Der Bürgerkrieg begann am 19. September des Vorjahres. An jenem Tag befand sich der Gbagbo gerade auf Staatsbesuch in Italien. Ein Teil der Armee nützte seine Abwesenheit für einen Putschversuch. die Rebellen besetzen die zwei größten Städte im Norden, Korhogo und Bouaké. Der Coup gelingt nicht. Es gibt viele Tote in Abidjan, unter ihnen Ex-Staatschef Robert Guei, der sich 1999 selbst an die Staatsspitze geputscht hatte, sowie Emile Boga Doudou, Innenminister von Gbagbo.

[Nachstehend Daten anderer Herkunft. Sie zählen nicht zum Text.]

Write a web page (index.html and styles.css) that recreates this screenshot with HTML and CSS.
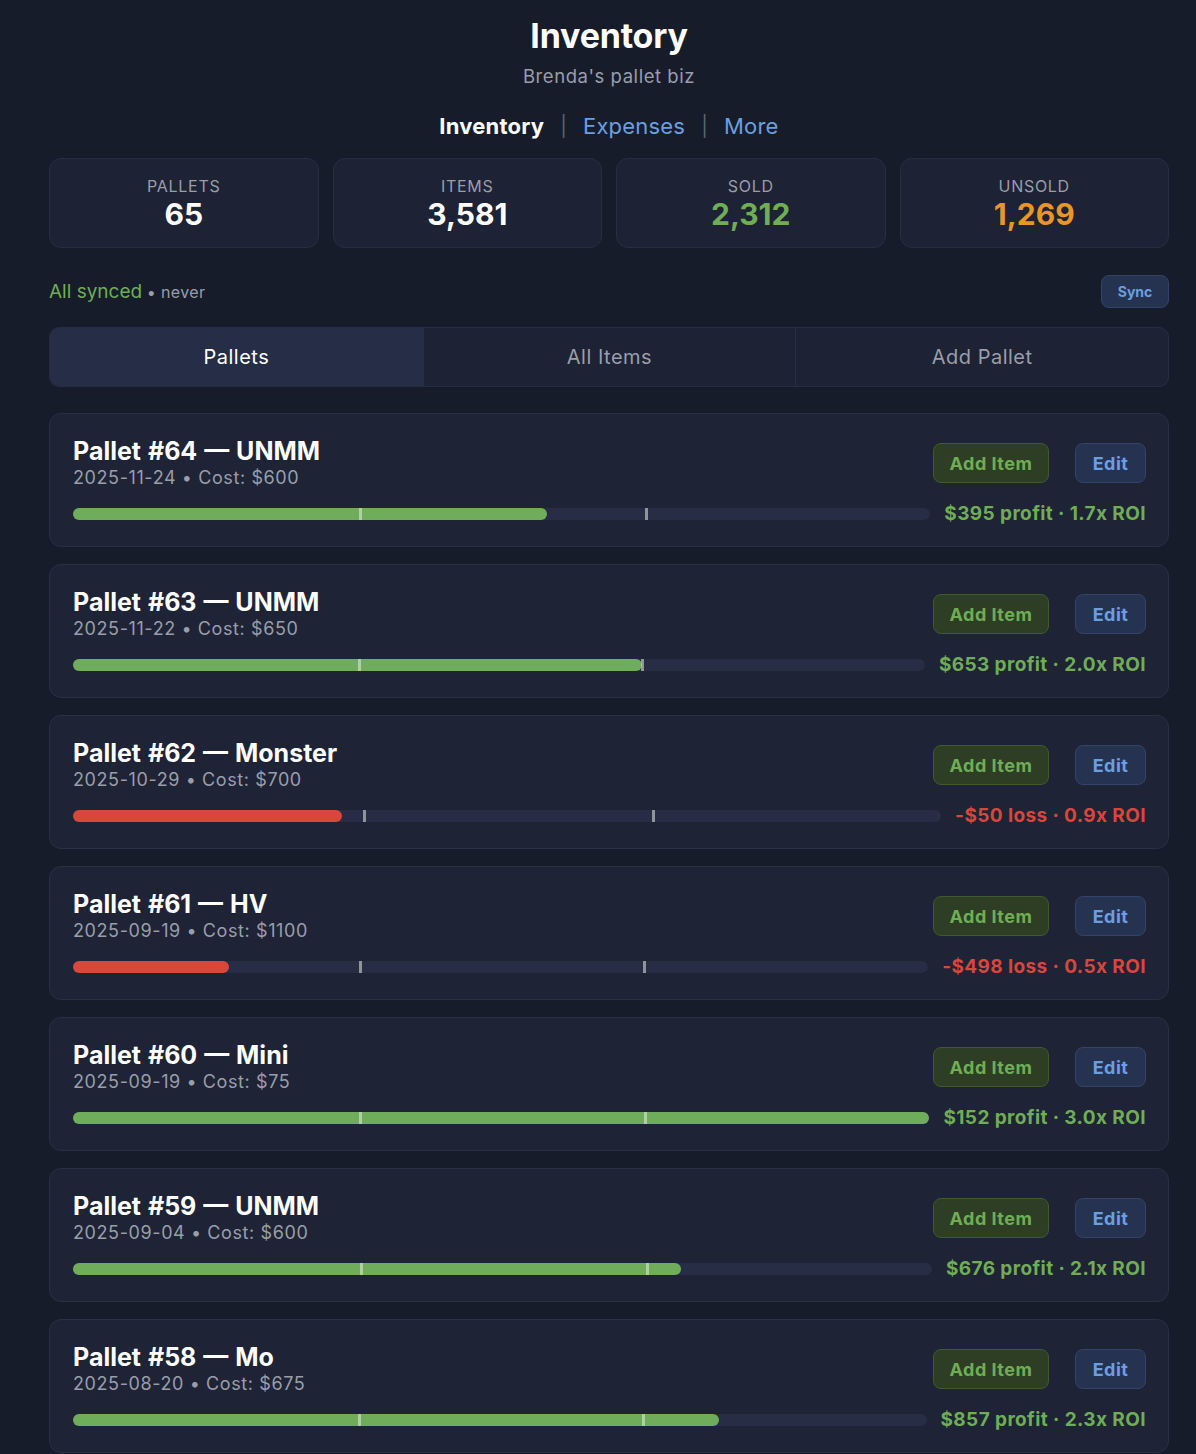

Die Rebellengruppe MPCI (Patriotische Bewegung) ist von jungen Soldaten aufgebaut worden und wird vom Nachbarland Burkina Faso militärisch tatkräftig unterstützt. Die Anhänger des MPCI fordern Gbagbos Rücktritt und die sofortige Ausrufung von "Neuwahlen für alle". Die Betonung liegt auf dem Wörtchen alle. Gemäß einer neuen Verfassung genießen nämlich nur Abkömmlinge der ursprünglich aus dem Gebiet der Elfenbeinküste stammenden Ethnien volle Bürgerrechte. Alassane Ouattara, Chef der republikanischen RDR und größter politischer Herausforderer von Gbagbo ist aufgrund der "doctrine d`Ivoirité" von der letzten Präsidentschaftswahl im Jahr 2000 ausgeschlossen worden.

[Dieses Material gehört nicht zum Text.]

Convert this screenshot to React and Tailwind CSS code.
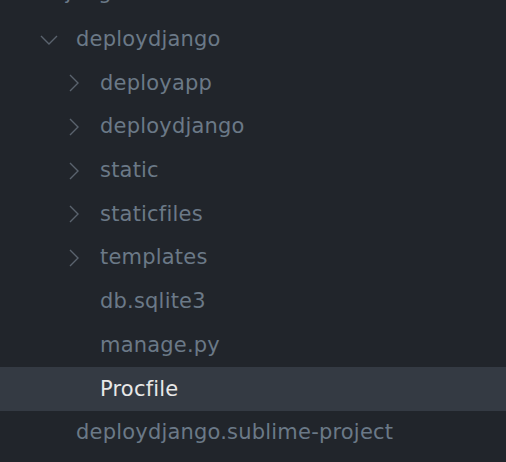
const rows = [
  { name: 'django-tutorial', depth: 0, kind: 'open' },
  { name: 'deploydjango', depth: 1, kind: 'open' },
  { name: 'deployapp', depth: 2, kind: 'closed' },
  { name: 'deploydjango', depth: 2, kind: 'closed' },
  { name: 'static', depth: 2, kind: 'closed' },
  { name: 'staticfiles', depth: 2, kind: 'closed' },
  { name: 'templates', depth: 2, kind: 'closed' },
  { name: 'db.sqlite3', depth: 2, kind: 'file' },
  { name: 'manage.py', depth: 2, kind: 'file' },
  { name: 'Procfile', depth: 2, kind: 'file', selected: true },
  { name: 'deploydjango.sublime-project', depth: 1, kind: 'file' },
]

const pads = ['pl-[52px]', 'pl-[76px]', 'pl-[100px]']

function Chevron({ open }) {
  if (open) {
    return (
      <svg className="absolute -left-[36px] top-1/2 -translate-y-1/2" width="18" height="10" viewBox="0 0 18 10" fill="none">
        <path d="M1 1l8 8 8-8" stroke="#5a636e" strokeWidth="1.4" />
      </svg>
    )
  }
  return (
    <svg className="absolute -left-[31px] top-1/2 -translate-y-1/2" width="10" height="18" viewBox="0 0 10 18" fill="none">
      <path d="M1 1l8 8-8 8" stroke="#5a636e" strokeWidth="1.4" />
    </svg>
  )
}

export default function App() {
  return (
    <div className="w-[506px] h-[462px] overflow-hidden bg-[#21252b]" style={{ fontFamily: '"DejaVu Sans", sans-serif' }}>
      <div className="-mt-[33px] flex flex-col">
        {rows.map((r, i) => (
          <div
            key={i}
            className={`${i === 0 ? 'h-[50.7px]' : 'h-[43.7px]'} flex items-center ${pads[r.depth]} ${r.selected ? 'bg-[#343a43]' : ''}`}
          >
            <span className={`relative text-[21px] tracking-[0.2px] leading-none ${r.selected ? 'text-[#e8e8e8]' : 'text-[#6b7987]'}`}>
              {r.kind !== 'file' && <Chevron open={r.kind === 'open'} />}
              {r.name}
            </span>
          </div>
        ))}
      </div>
    </div>
  )
}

Ende November 2002 machen nach der Rebellion der MPCI zwei weitere Rebellenbewegungen von sich reden: Die MJP (Bewegung für Gerechtigkeit und Frieden) und MPIGO (Patriotische Bewegung im großen Westen). Beide haben nach eigenen Angaben nichts mit der MPCI zu tun, stehen Guei nahe und werden von Liberia mit Kämpfern und Waffen versorgt.

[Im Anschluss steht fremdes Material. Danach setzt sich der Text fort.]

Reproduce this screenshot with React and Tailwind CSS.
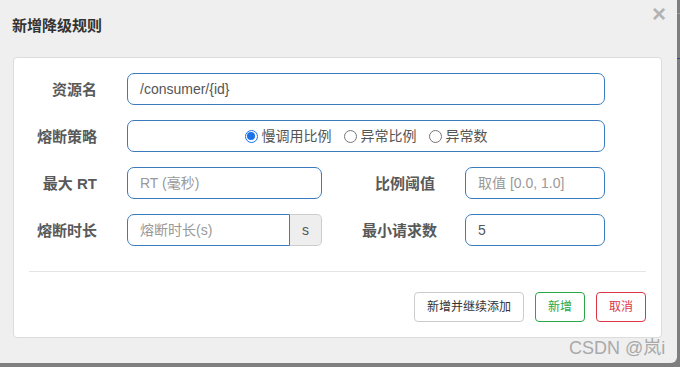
import React from 'react';

const font = { fontFamily: '"Liberation Sans", "Noto Sans CJK SC", sans-serif' };

/* ---------- little helpers ---------- */

function Label({ children, className = '' }) {
  return (
    <label className={`text-right text-[15px] font-bold text-[#595959] leading-none ${className}`}>
      {children}
    </label>
  );
}

function Input({ value, placeholder, className = '' }) {
  return (
    <div
      className={`h-[32px] border border-[#3a7cbd] rounded-[7px] px-[12px] flex items-center text-[14px] ${className}`}
    >
      {value ? (
        <span className="text-[#555]">{value}</span>
      ) : (
        <span className="text-[#999]">{placeholder}</span>
      )}
    </div>
  );
}

function Radio({ checked, children }) {
  return (
    <label className="flex items-center gap-[4px] text-[14px] text-[#555]">
      {checked ? (
        <span className="w-[13px] h-[13px] rounded-full border border-[#1a73e8] flex items-center justify-center">
          <span className="w-[8px] h-[8px] rounded-full bg-[#1a73e8]" />
        </span>
      ) : (
        <span className="w-[13px] h-[13px] rounded-full border border-[#767676] bg-white" />
      )}
      {children}
    </label>
  );
}

/* ---------- page ---------- */

export default function App() {
  return (
    <div className="w-[680px] h-[367px] bg-[#7f7f7f] relative overflow-hidden" style={font}>
      {/* bits of the page behind the overlay */}
      <div className="absolute right-0 top-[13px] w-[3px] h-px bg-[#9a9a9a]" />
      <div className="absolute right-0 top-[58px] w-[3px] h-px bg-[#2f4f78]" />

      <div className="w-[677px] h-[363px] bg-[#efefef] rounded-br-[6px] relative">
        {/* header */}
        <div className="h-[50px] flex items-center pl-[12px]">
          <h4 className="text-[15px] font-bold text-[#333] leading-none">新增降级规则</h4>
        </div>
        <button className="absolute right-[11px] top-[2px] text-[24px] font-bold leading-none text-[#b3b3b3]">
          ×
        </button>

        {/* body */}
        <div className="mt-[7px] ml-[13px] w-[649px] h-[281px] bg-white border border-[#dcdcdc] rounded-[4px] pt-[15px] px-[15px]">
          <div className="flex flex-col gap-[15px]">
            {/* 资源名 */}
            <div className="flex items-center">
              <Label className="w-[68px]">资源名</Label>
              <Input value="/consumer/{id}" className="ml-[30px] w-[478px]" />
            </div>

            {/* 熔断策略 */}
            <div className="flex items-center">
              <Label className="w-[68px]">熔断策略</Label>
              <div className="ml-[30px] w-[478px] h-[32px] border border-[#3a7cbd] rounded-[7px] flex items-center justify-center gap-[12px]">
                <Radio checked>慢调用比例</Radio>
                <Radio>异常比例</Radio>
                <Radio>异常数</Radio>
              </div>
            </div>

            {/* 最大 RT / 比例阈值 */}
            <div className="flex items-center">
              <Label className="w-[68px]">最大 RT</Label>
              <Input placeholder="RT (毫秒)" className="ml-[30px] w-[195px]" />
              <Label className="w-[113px]">比例阈值</Label>
              <Input placeholder="取值 [0.0, 1.0]" className="ml-[30px] w-[140px]" />
            </div>

            {/* 熔断时长 / 最小请求数 */}
            <div className="flex items-center">
              <Label className="w-[68px]">熔断时长</Label>
              <div className="ml-[30px] w-[195px] h-[32px] flex">
                <div className="flex-1 border border-[#3a7cbd] rounded-l-[7px] px-[12px] flex items-center text-[14px] text-[#999]">
                  熔断时长(s)
                </div>
                <div className="w-[32px] border border-l-0 border-[#ccc] bg-[#eee] rounded-r-[5px] flex items-center justify-center text-[14px] text-[#555]">
                  s
                </div>
              </div>
              <Label className="w-[115px]">最小请求数</Label>
              <Input value="5" className="ml-[28px] w-[140px]" />
            </div>
          </div>

          <div className="mt-[25px] h-px bg-[#e5e5e5]" />

          {/* footer buttons */}
          <div className="mt-[20px] flex justify-end gap-[11px]">
            <button className="h-[30px] w-[110px] border border-[#ccc] rounded-[4px] bg-white text-[12px] text-[#333]">
              新增并继续添加
            </button>
            <button className="h-[30px] w-[50px] border border-[#28a745] rounded-[4px] bg-white text-[12px] text-[#28a745]">
              新增
            </button>
            <button className="h-[30px] w-[50px] border border-[#dc3545] rounded-[4px] bg-white text-[12px] text-[#dc3545]">
              取消
            </button>
          </div>
        </div>

        {/* watermark */}
        <div className="absolute left-[569px] top-[339px] text-[18px] leading-none text-[#a9a9a9] whitespace-nowrap">
          CSDN @岚i
        </div>
      </div>
    </div>
  );
}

Nachdem alle innerafrikanischen Friedensversuche gescheitert sind, mischte sich Frankreich ein - freilich nicht aus wirtschaftlichen, politischen und militärischen Interessen. 20.000 Franzosen leben derzeit in der Elfenbeinküste. Die meisten arbeiten entweder in den Bereichen Verwaltung und Militär oder betreiben Handelsunternehmen. Alle Konfliktparteien wurden nach Marcoussis eingeladen, um ein Friedensabkommen zu unterschreiben. Gelungen.

Vor Ausbruch des Bürgerkrieges im September konnte die Elfenbeinküste mit einer relativ florierenden Wirtschaft aufwarten. Das durchschnittliche Wachstum des größten Kakao-Produzenten der Welt betrug drei Prozent des BIP. Das Land war in den Augen der Franzosen das stabilste und wirtschaftlich interessanteste im frankophonen Afrika. Aber was geschah in Marcoussis?

Fragwürdige Einflussnahme

Der französische Präsident Jacques Chirac drängte a) den gewählten Ministerpräsidenten zum Rücktritt und erzwang b) die Installierung einer neuen Regierung der Nationalen Einheit, in der die Rebellengruppen zwei der mächtigsten Ministerien stellen dürfen: das Innen- und das Verteidigungsressort. Damit wurde ein gefährliches Zeichen gesetzt: in afrikanischen Ländern kann jede bewaffnete Gruppierung oder Bewegung einen Teil des Landes unsicher machen und kommt wenige Monate später an die Macht - ohne jegliche demokratische Legitimierung, sprich ohne Mandat der Bevölkerung.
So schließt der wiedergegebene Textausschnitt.